A small opening beside flashing may deserve more attention than widespread surface discoloration that is only cosmetic.
A Dry Interior Does Not Confirm That Every Detail Is Sound
Some homeowners wait for a ceiling stain before asking about a roof concern. Interior damage is important, but it is not the only reason to discuss a skylight, vent, or chimney transition.
Visible lifting, separation, cracking, repeated patching, or deterioration around a roof penetration may be worth evaluating before water becomes noticeable indoors. On the other hand, an old ceiling stain does not automatically prove that water is still entering.
The most useful question is not simply, “Is there a stain?”
It is, “What does the complete pattern suggest, and is there evidence that the condition is active, recurring, or changing?”
Repeated Sealant Patches May Hide the Original Issue
A thick or uneven layer of sealant around a skylight, vent, or chimney can create the impression that the area has been protected. In some situations, sealant may be an appropriate part of a repair. In others, repeated surface applications may conceal a loose transition, damaged flashing, incorrect installation, or a repair that was never fully resolved.
Homeowners do not need to determine whether a patch was performed correctly. However, they can ask a roofing professional to explain what is underneath the visible sealant and whether the repair addresses the underlying transition.

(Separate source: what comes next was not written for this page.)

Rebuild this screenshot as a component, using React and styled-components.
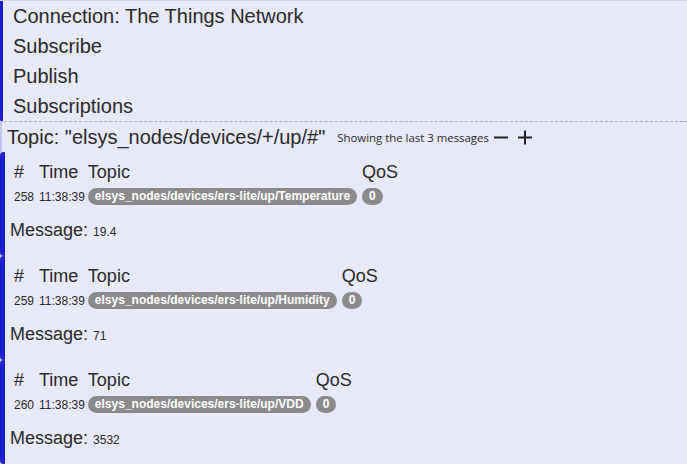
import React from "react";
import styled, { createGlobalStyle } from "styled-components";

const Global = createGlobalStyle`
  html, body { margin: 0; padding: 0; background: #e7e8f8; }
  body {
    font-family: "Liberation Sans", Arial, sans-serif;
    color: #2a2a2a;
    border-top: 1px solid #d6d6dc;
  }
`;

const BLUE = "#1a1fcc";

const Nav = styled.nav`
  border-left: 3px solid ${BLUE};
  border-bottom-left-radius: 3px;
  border-bottom: 1px dashed #a9abb8;
`;

const NavItem = styled.div`
  height: 30px;
  line-height: 30px;
  padding-left: 10px;
  font-size: 20px;
`;

const TopicSection = styled.section`
  border-left: 2px solid #c3c5ee;
`;

const TopicBar = styled.div`
  display: flex;
  align-items: center;
  height: 30px;
  padding-left: 5px;
`;

const TopicTitle = styled.span`
  font-size: 20px;
  margin-right: 12px;
`;

const Showing = styled.span`
  font-family: "Open Sans", "Liberation Sans", sans-serif;
  font-size: 11.4px;
  margin-right: 4px;
`;

const IconBtn = styled.button`
  border: 0;
  background: none;
  padding: 0;
  margin-right: 8px;
  width: 16px;
  height: 16px;
  display: flex;
  cursor: pointer;
`;

const Card = styled.article`
  margin-left: -2px;
  height: 104px;
  box-sizing: border-box;
  border-left: 5px solid ${BLUE};
  border-radius: 4px;
  padding-top: 9px;
  padding-left: 9px;
`;

const Table = styled.table`
  border-collapse: separate;
  border-spacing: 0;
`;

const Th = styled.th`
  font-weight: normal;
  font-size: 18px;
  text-align: left;
  padding: 0 ${(p) => p.$gap ?? 5}px 0 0;
  height: 22px;
  vertical-align: bottom;
`;

const Td = styled.td`
  font-size: 12px;
  padding: 5px ${(p) => p.$gap ?? 5}px 0 0;
  vertical-align: middle;
  white-space: nowrap;
`;

const Pill = styled.span`
  display: inline-block;
  background: #8b8b8b;
  color: #fff;
  font-weight: bold;
  font-size: 12px;
  border-radius: 9px;
  height: 17px;
  line-height: 17px;
  padding: 0 7px;
`;

const MessageLine = styled.div`
  margin-top: 15px;
  margin-left: -4px;
  font-size: 18px;
`;

const MessageValue = styled.span`
  font-size: 12px;
`;

const messages = [
  { n: 258, time: "11:38:39", topic: "elsys_nodes/devices/ers-lite/up/Temperature", qos: 0, msg: "19.4" },
  { n: 259, time: "11:38:39", topic: "elsys_nodes/devices/ers-lite/up/Humidity", qos: 0, msg: "71" },
  { n: 260, time: "11:38:39", topic: "elsys_nodes/devices/ers-lite/up/VDD", qos: 0, msg: "3532" },
];

const Minus = () => (
  <svg width="16" height="16" viewBox="0 0 16 16">
    <path d="M1 8.5H15" stroke="#222" strokeWidth="2" />
  </svg>
);
const Plus = () => (
  <svg width="16" height="16" viewBox="0 0 16 16">
    <path d="M1 8.5H15M8 1.5V15.5" stroke="#222" strokeWidth="2" />
  </svg>
);

export default function App() {
  return (
    <>
      <Global />
      <Nav>
        <NavItem>Connection: The Things Network</NavItem>
        <NavItem>Subscribe</NavItem>
        <NavItem>Publish</NavItem>
        <NavItem>Subscriptions</NavItem>
      </Nav>
      <TopicSection>
        <TopicBar>
          <TopicTitle>Topic: "elsys_nodes/devices/+/up/#"</TopicTitle>
          <Showing>Showing the last 3 messages</Showing>
          <IconBtn aria-label="less"><Minus /></IconBtn>
          <IconBtn aria-label="more"><Plus /></IconBtn>
        </TopicBar>
        {messages.map((m) => (
          <Card key={m.n}>
            <Table>
              <thead>
                <tr>
                  <Th>#</Th>
                  <Th $gap={3}>Time</Th>
                  <Th>Topic</Th>
                  <Th>QoS</Th>
                </tr>
              </thead>
              <tbody>
                <tr>
                  <Td>{m.n}</Td>
                  <Td $gap={3}>{m.time}</Td>
                  <Td><Pill>{m.topic}</Pill></Td>
                  <Td><Pill>{m.qos}</Pill></Td>
                </tr>
              </tbody>
            </Table>
            <MessageLine>
              Message: <MessageValue>{m.msg}</MessageValue>
            </MessageLine>
          </Card>
        ))}
      </TopicSection>
    </>
  );
}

A clear explanation should go beyond saying that the area merely needs “more caulk” or “a quick patch.”
Questions to Ask During a Roofing Evaluation
A few focused questions can help a homeowner understand what the roofer is seeing:
- Does the concern involve the roof feature itself or the surrounding flashing?
- Is there evidence of active water entry, or could the visible mark be old?
- Could water be traveling from another part of the roof?
- Are nearby roofing materials contributing to the issue?
- Is the proposed work a temporary patch or a longer-term repair?
- Will the skylight, vent, chimney, or surrounding roof need to be disturbed?
- Are there related components that another qualified professional should evaluate?
The provider should be able to connect the recommendation to visible conditions rather than relying only on vague warnings.
Photographs Can Make Estimates Easier to Compare
When reviewing estimates, ask each provider to identify the exact area being addressed. Photographs of the skylight, vent, chimney, flashing, surrounding roofing material, and any interior staining can make the proposed scope easier to understand.
Two roofers may recommend different work because they interpret the source differently. One may believe the opening itself needs replacement, while another may identify a localized flashing or roofing concern.
The lowest estimate may not include the same work as a more detailed proposal. Before comparing prices, compare what each provider believes is causing the problem and what the proposed service is intended to correct.
Know When a Closer Look Is Worth Discussing
A professional roof evaluation may be reasonable when a stain is growing, dampness returns, an area has been patched repeatedly, materials appear displaced, or a concern develops after roofing or chimney work.
It may also be worth asking about these areas during a broader roof inspection, especially when the home has several roof openings or the history of previous work is unclear.
Avoid climbing onto the roof to investigate. Skylights, vents, chimneys, roof edges, and sloped surfaces can create fall hazards even when the roof appears dry and accessible. Ground-level photographs and interior observations can provide a safer starting point for the conversation.
Focus on the Transition, Not Just the Feature
Skylights, vents, and chimneys are not automatically weak points, but they do create more complicated transitions than an uninterrupted roof surface.
When something looks unclear, pay attention to the surrounding flashing, seams, debris patterns, nearby roofing materials, interior signs, and history of previous repairs. A qualified roofer should be able to explain how those details fit together and why the recommended work addresses the likely source.
Understanding that the visible feature may be only one part of the system can help Sacramento-area homeowners ask better questions, compare estimates more accurately, and avoid committing to a repair before the problem has been clearly explained.